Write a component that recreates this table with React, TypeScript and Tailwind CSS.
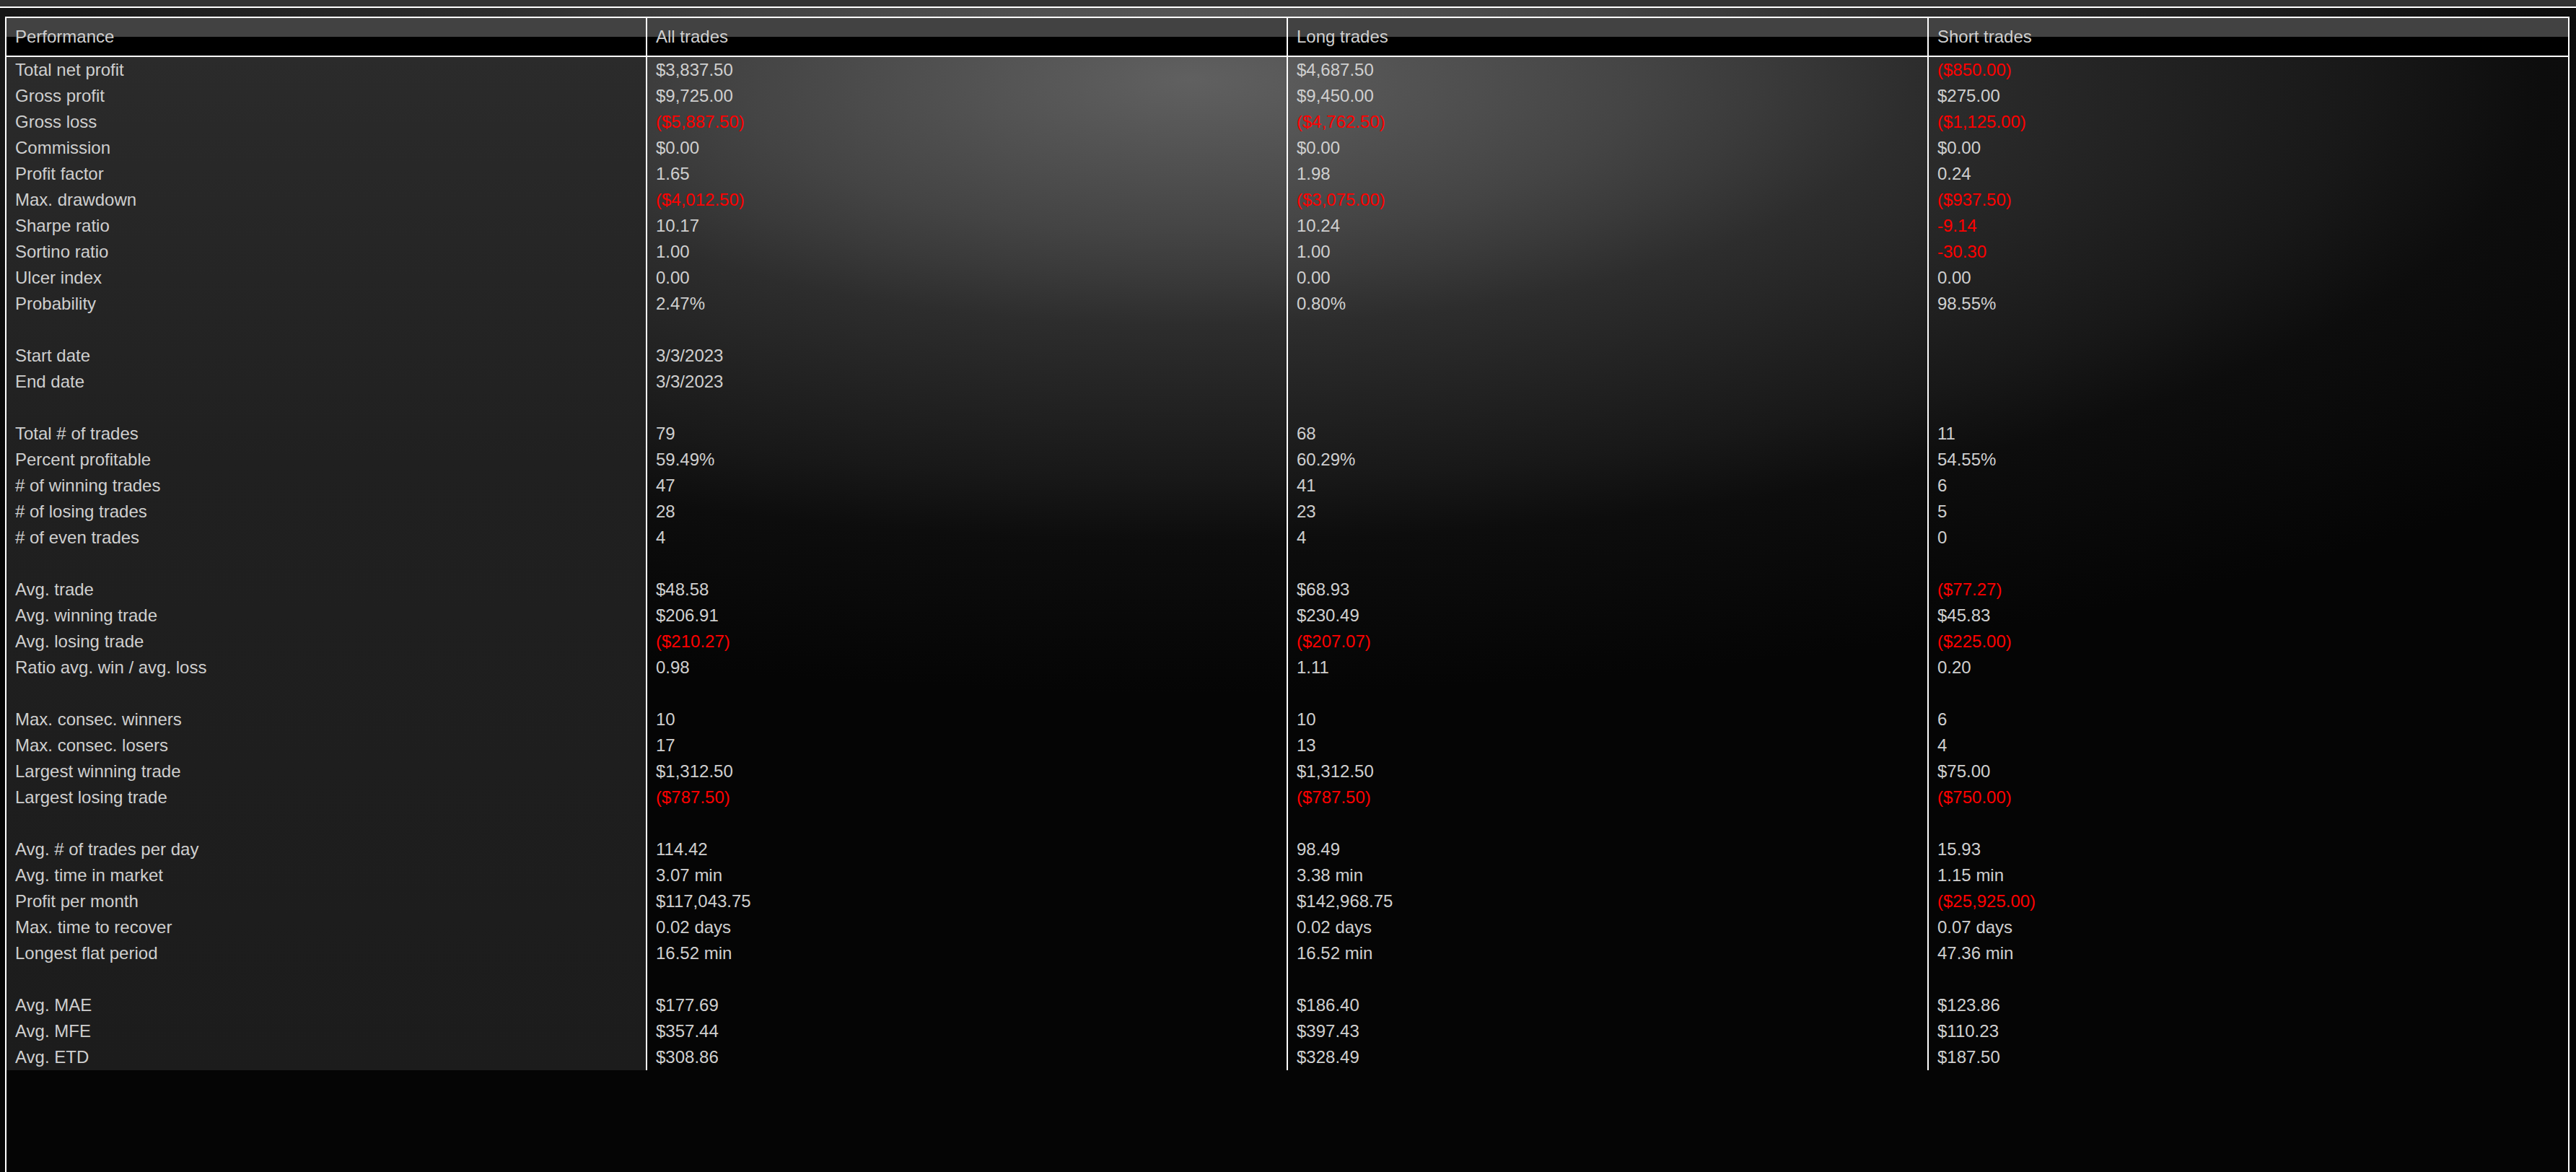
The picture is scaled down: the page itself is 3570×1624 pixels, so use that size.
import React from "react";

type Cell = { v: string; red?: boolean };
type Row = { label: string; cells: Cell[] } | null;

const c = (v: string, red = false): Cell => ({ v, red });

const rows: Row[] = [
  { label: "Total net profit", cells: [c("$3,837.50"), c("$4,687.50"), c("($850.00)", true)] },
  { label: "Gross profit", cells: [c("$9,725.00"), c("$9,450.00"), c("$275.00")] },
  { label: "Gross loss", cells: [c("($5,887.50)", true), c("($4,762.50)", true), c("($1,125.00)", true)] },
  { label: "Commission", cells: [c("$0.00"), c("$0.00"), c("$0.00")] },
  { label: "Profit factor", cells: [c("1.65"), c("1.98"), c("0.24")] },
  { label: "Max. drawdown", cells: [c("($4,012.50)", true), c("($3,075.00)", true), c("($937.50)", true)] },
  { label: "Sharpe ratio", cells: [c("10.17"), c("10.24"), c("-9.14", true)] },
  { label: "Sortino ratio", cells: [c("1.00"), c("1.00"), c("-30.30", true)] },
  { label: "Ulcer index", cells: [c("0.00"), c("0.00"), c("0.00")] },
  { label: "Probability", cells: [c("2.47%"), c("0.80%"), c("98.55%")] },
  null,
  { label: "Start date", cells: [c("3/3/2023"), c(""), c("")] },
  { label: "End date", cells: [c("3/3/2023"), c(""), c("")] },
  null,
  { label: "Total # of trades", cells: [c("79"), c("68"), c("11")] },
  { label: "Percent profitable", cells: [c("59.49%"), c("60.29%"), c("54.55%")] },
  { label: "# of winning trades", cells: [c("47"), c("41"), c("6")] },
  { label: "# of losing trades", cells: [c("28"), c("23"), c("5")] },
  { label: "# of even trades", cells: [c("4"), c("4"), c("0")] },
  null,
  { label: "Avg. trade", cells: [c("$48.58"), c("$68.93"), c("($77.27)", true)] },
  { label: "Avg. winning trade", cells: [c("$206.91"), c("$230.49"), c("$45.83")] },
  { label: "Avg. losing trade", cells: [c("($210.27)", true), c("($207.07)", true), c("($225.00)", true)] },
  { label: "Ratio avg. win / avg. loss", cells: [c("0.98"), c("1.11"), c("0.20")] },
  null,
  { label: "Max. consec. winners", cells: [c("10"), c("10"), c("6")] },
  { label: "Max. consec. losers", cells: [c("17"), c("13"), c("4")] },
  { label: "Largest winning trade", cells: [c("$1,312.50"), c("$1,312.50"), c("$75.00")] },
  { label: "Largest losing trade", cells: [c("($787.50)", true), c("($787.50)", true), c("($750.00)", true)] },
  null,
  { label: "Avg. # of trades per day", cells: [c("114.42"), c("98.49"), c("15.93")] },
  { label: "Avg. time in market", cells: [c("3.07 min"), c("3.38 min"), c("1.15 min")] },
  { label: "Profit per month", cells: [c("$117,043.75"), c("$142,968.75"), c("($25,925.00)", true)] },
  { label: "Max. time to recover", cells: [c("0.02 days"), c("0.02 days"), c("0.07 days")] },
  { label: "Longest flat period", cells: [c("16.52 min"), c("16.52 min"), c("47.36 min")] },
  null,
  { label: "Avg. MAE", cells: [c("$177.69"), c("$186.40"), c("$123.86")] },
  { label: "Avg. MFE", cells: [c("$357.44"), c("$397.43"), c("$110.23")] },
  { label: "Avg. ETD", cells: [c("$308.86"), c("$328.49"), c("$187.50")] },
];

const headers = ["Performance", "All trades", "Long trades", "Short trades"];

function Header({ text }: { text: string }) {
  return (
    <div className="h-[54px] border-b-2 border-white bg-[linear-gradient(180deg,#424242_50%,#000000_50%)] flex items-center pl-3 text-[#cfcfcf]">
      {text}
    </div>
  );
}

function Column({ index }: { index: number }) {
  const first = index === 0;
  return (
    <div className={first ? "flex-1 min-w-0" : "flex-1 min-w-0 border-l-2 border-white"}>
      <Header text={headers[index]} />
      <div className={first ? "bg-[linear-gradient(180deg,#2b2b2b_0%,#202020_40%,#1c1c1c_100%)]" : ""}>
        {rows.map((r, i) => {
          if (!r) return <div key={i} className="h-9" />;
          const cell = first ? { v: r.label, red: false } : r.cells[index - 1];
          return (
            <div
              key={i}
              className={
                "h-9 flex items-center pl-3 whitespace-nowrap " +
                (cell.red ? "text-[#ff0000]" : "text-[#cfcfcf]")
              }
            >
              {cell.v}
            </div>
          );
        })}
      </div>
    </div>
  );
}

export default function App() {
  return (
    <div
      className="h-[1624px] w-[3570px] overflow-hidden flex flex-col bg-black text-[24px] leading-none"
      style={{ fontFamily: '"Liberation Sans", Arial, sans-serif' }}
    >
      <div className="h-[9px] bg-[#333333] shrink-0" />
      <div className="h-[2px] bg-white shrink-0" />
      <div className="flex-1 flex flex-col pt-3 pl-[7px] pr-[9px] bg-[radial-gradient(2500px_850px_at_1650px_100px,#606060_0%,#444444_25%,#3a3a3a_32%,#2d2d2d_40%,#181818_65%,#0d0d0d_75%,#050505_100%)]">
        <div className="flex-1 border-t-2 border-x-2 border-white">
          <div className="flex items-start">
            {[0, 1, 2, 3].map((i) => (
              <Column key={i} index={i} />
            ))}
          </div>
        </div>
      </div>
    </div>
  );
}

========================================================================

**TASK GOAL**
Write out each line of the listing above, exactly, from its first line to the line holding "const c = (v: string, red", inclusive. Skip the pictures.

**WRITTEN RESPONSE**
Write a component that recreates this table with React, TypeScript and Tailwind CSS.
The picture is scaled down: the page itself is 3570×1624 pixels, so use that size.
import React from "react";

type Cell = { v: string; red?: boolean };
type Row = { label: string; cells: Cell[] } | null;

const c = (v: string, red = false): Cell => ({ v, red });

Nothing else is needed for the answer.